Without alignment it is highly likely everyone is committed to something at work, the challenge is that it’s often quite different things and directions. Small differences between key players can create confusion, diffusion of effort and a considerably slower pace.
At different times in the life of Oasis, it’s been said of the Directors that ‘you can’t get a razor blade between them’. Despite our differences, we worked them out and were highly aligned. It takes effort and time, but the benefits for all are worth it. When we have a direction and a sense of what we are striving for, we are more potent together.
It doesn’t come down to finding the right marketing phrase or series of sound bites, it takes a rigorous and honest approach that results in something compelling.
There can be many starting points, but one of them for an organisation or key initiative is the question, why do we exist? In Oasis terms we look to this as being our core purpose.
Without this we can become lost and lose our sense of direction, and then anything and everything can be included because there are no boundaries or bold shared vision. Why we exist doesn’t need to be something unique, but it has to be real, authentic and genuine, and go beyond what is ever possible in practice. It is there to be the ‘leading idea’, the aspiration and inspiration for why we even bother.
Finding our purpose isn’t the end point. There then needs to be a shared sense of values and a picture that is more realistic and tangible for what the organisation or initiative will be like in practice as it works towards its purpose or vision. I call this a future picture, something in a manageable timeframe that enables clarity to take shape of what we will be like, what we will be doing, and how we will be behaving in our most important areas.
But first things first, what might help to begin shaping a vision or purpose?
Practice on oneself
If there isn’t previous experience of shaping a vision within an organisation or team it might be worth practising on oneself. Try asking yourself, what is my purpose? What is my vision for myself? Try considering, how do I want my life to be remembered? How do I want to have contributed to the wider world? What would the essence of my life have been about if it had been a life well lived?
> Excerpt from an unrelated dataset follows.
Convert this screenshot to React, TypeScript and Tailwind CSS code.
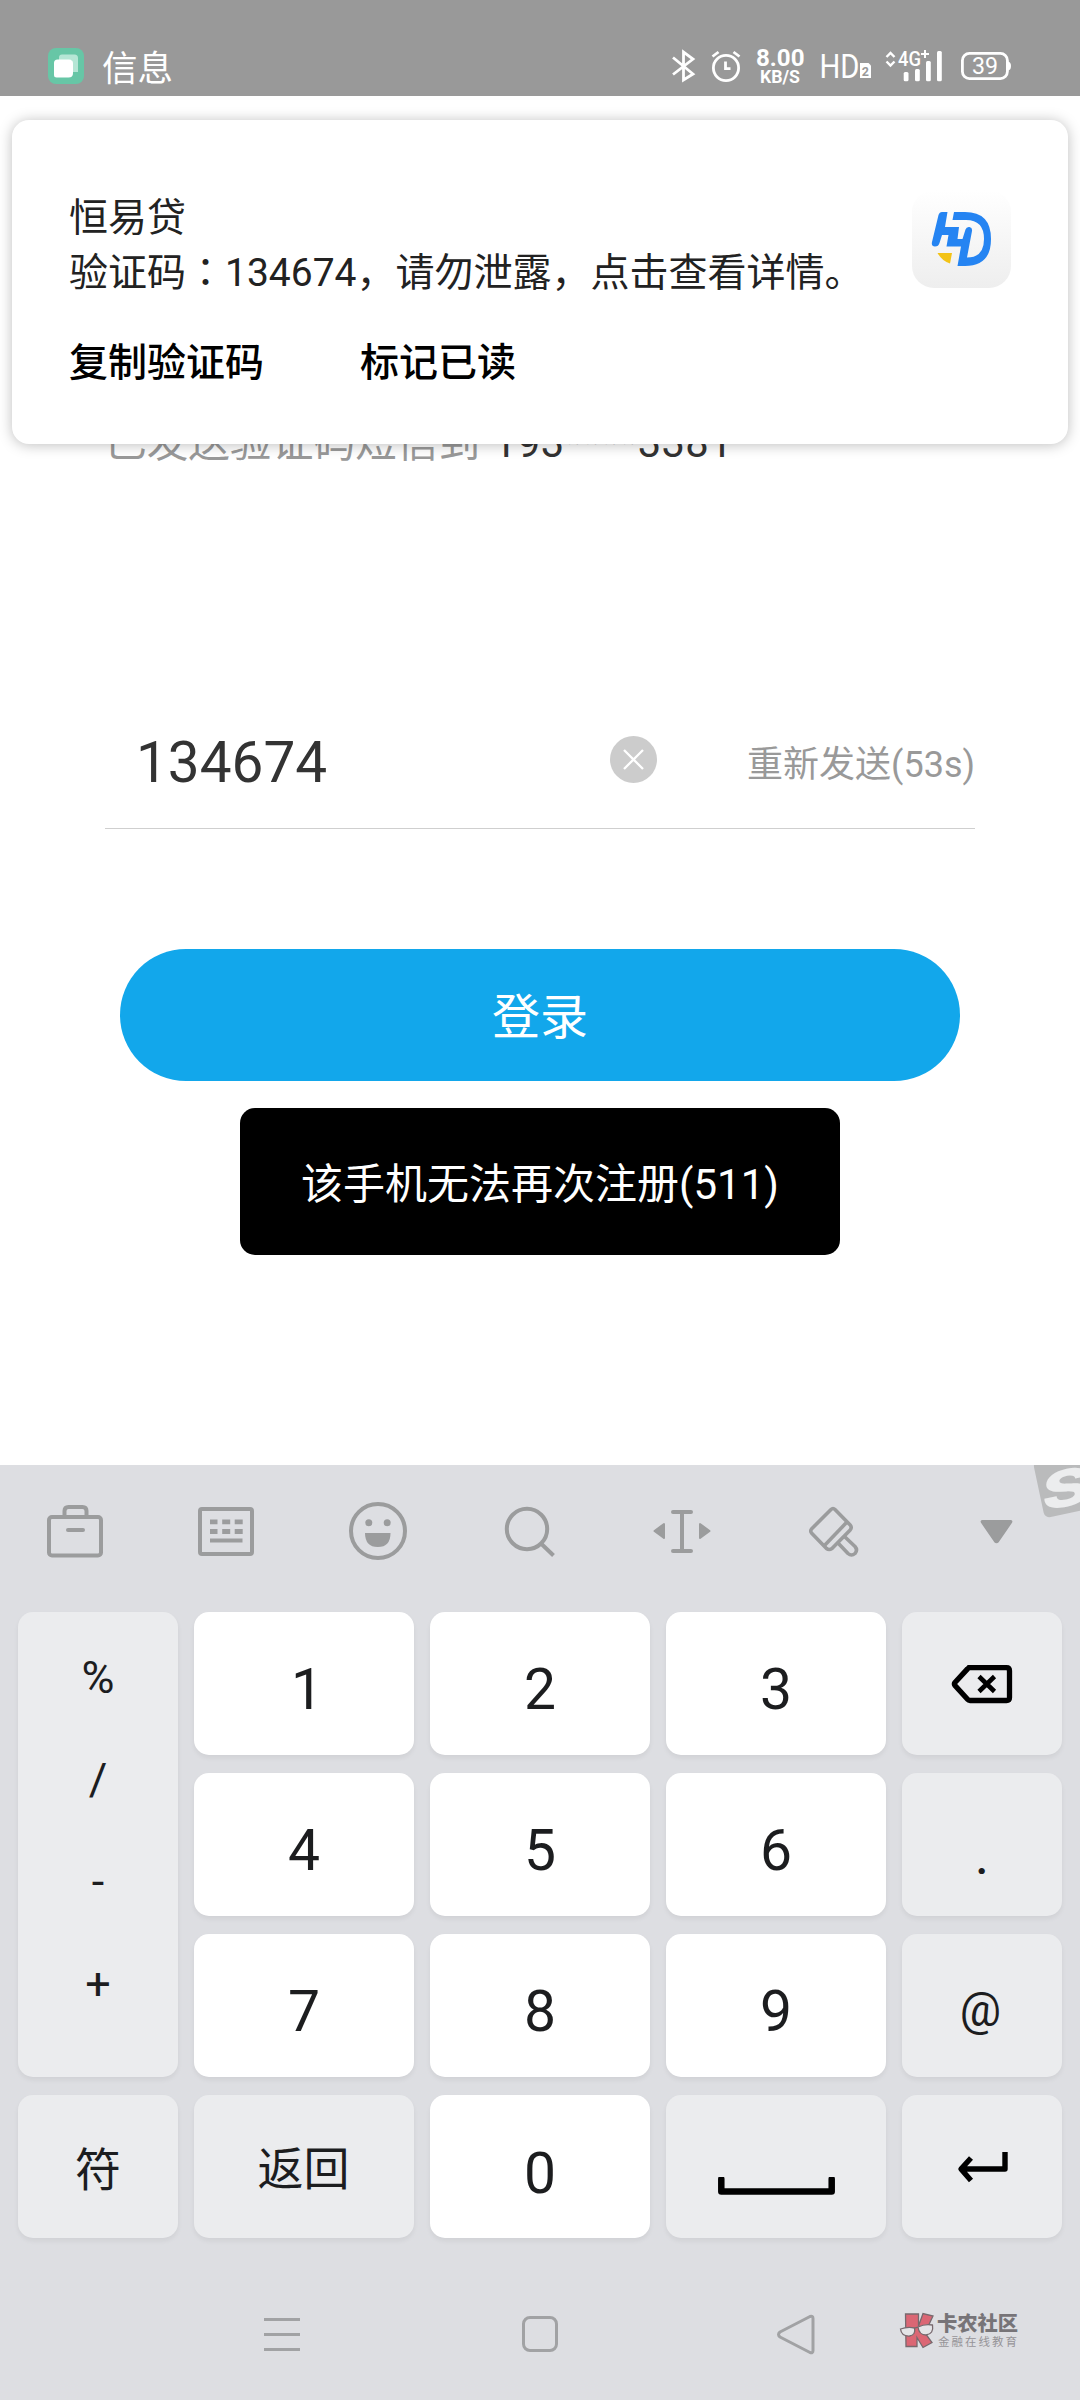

All this strengthen the vision muscle.
Consider who you want to serve and how they would benefit
Think about the different stakeholders in your life, one at time – family, friends, community, workplace, partner, etc. And how you might want each to benefit from what you do and how you do it. You might ask people who know you well what are the stories or activities they associate with you and as a result, what’s the contribution they see you bring, or what they think you stand for?
Translate the smaller scale approach to the organisation
You could consider what’s important to the organisation about the impact it has or explore a number of possibilities for why it exists. Sit with them to discover what touches or inspires the most. Consider what impact you want to have on customers, community, suppliers, employees or shareholders, or gather stories across stakeholders to understand what they think the organisation stands for, or could stand for.
Each and all of these awaken the possible vision or purpose for why you exist, and what fosters commitment and motivation to be part of it.
Why is that important?
Another approach is the repeating and deepening question… ‘and why is that important?’. Ask a colleague to ask you ‘what’s important to you about what this organisation is about?’, then ask them to ask you the question, and then following each of your responses, ask them to ask you again …’and why is that important?’
It rarely fails to uncover something deeper and more interesting and at its best brings new realisations and insights. After having done it for yourself, go and ask a few others to try it. What you discover can be so helpful in shaping a sense of what we are really here for.
Many of us enable our visioning to emerge through image and pictures rather than words.
Try this by drawing a circle. Segment the circle with three lines creating six ‘pie’ slices. Consider what areas you want to hold in your vision – for instance, resilience, impact, contribution, organisational wellbeing, people, community, wealth, etc. Allow images to come to you and capture them in the areas they belong. Keep it simple, letting your unconscious do some of the work.
If you’re doing it as a team, share your images and what they represent to you in terms of fulfilment in each area. This may need some facilitation, as while the process can be very powerful, it sometimes requires someone to give permission to draw and ‘allow’ a vision/s to emerge.
DIY rather than getting the builders in!
These are just a few starters. This isn’t a process that is done in a 30-minute mind shower session, nor does it need to take years, but consider giving it days rather than hours.
Your vision has to reflect a felt sense of truth, not a neat process that ends with a pithy slogan.
I would also recommend that the job of developing a vision isn’t outsourced. Don’t ask a consultancy to come in and find it for you.
Shaping your purpose, or capturing your vision, is a DIY process. It might need some alongside navigational support in terms of the process, but you wouldn’t ask someone else to shape your life purpose for you, so why do that to your organisation?
It takes enough effort to manage the job our parents did for us in injecting their hopes for our purpose. To ask someone else to do it for us seems a backward step when with some encouragement we are more than capable of doing it for ourselves.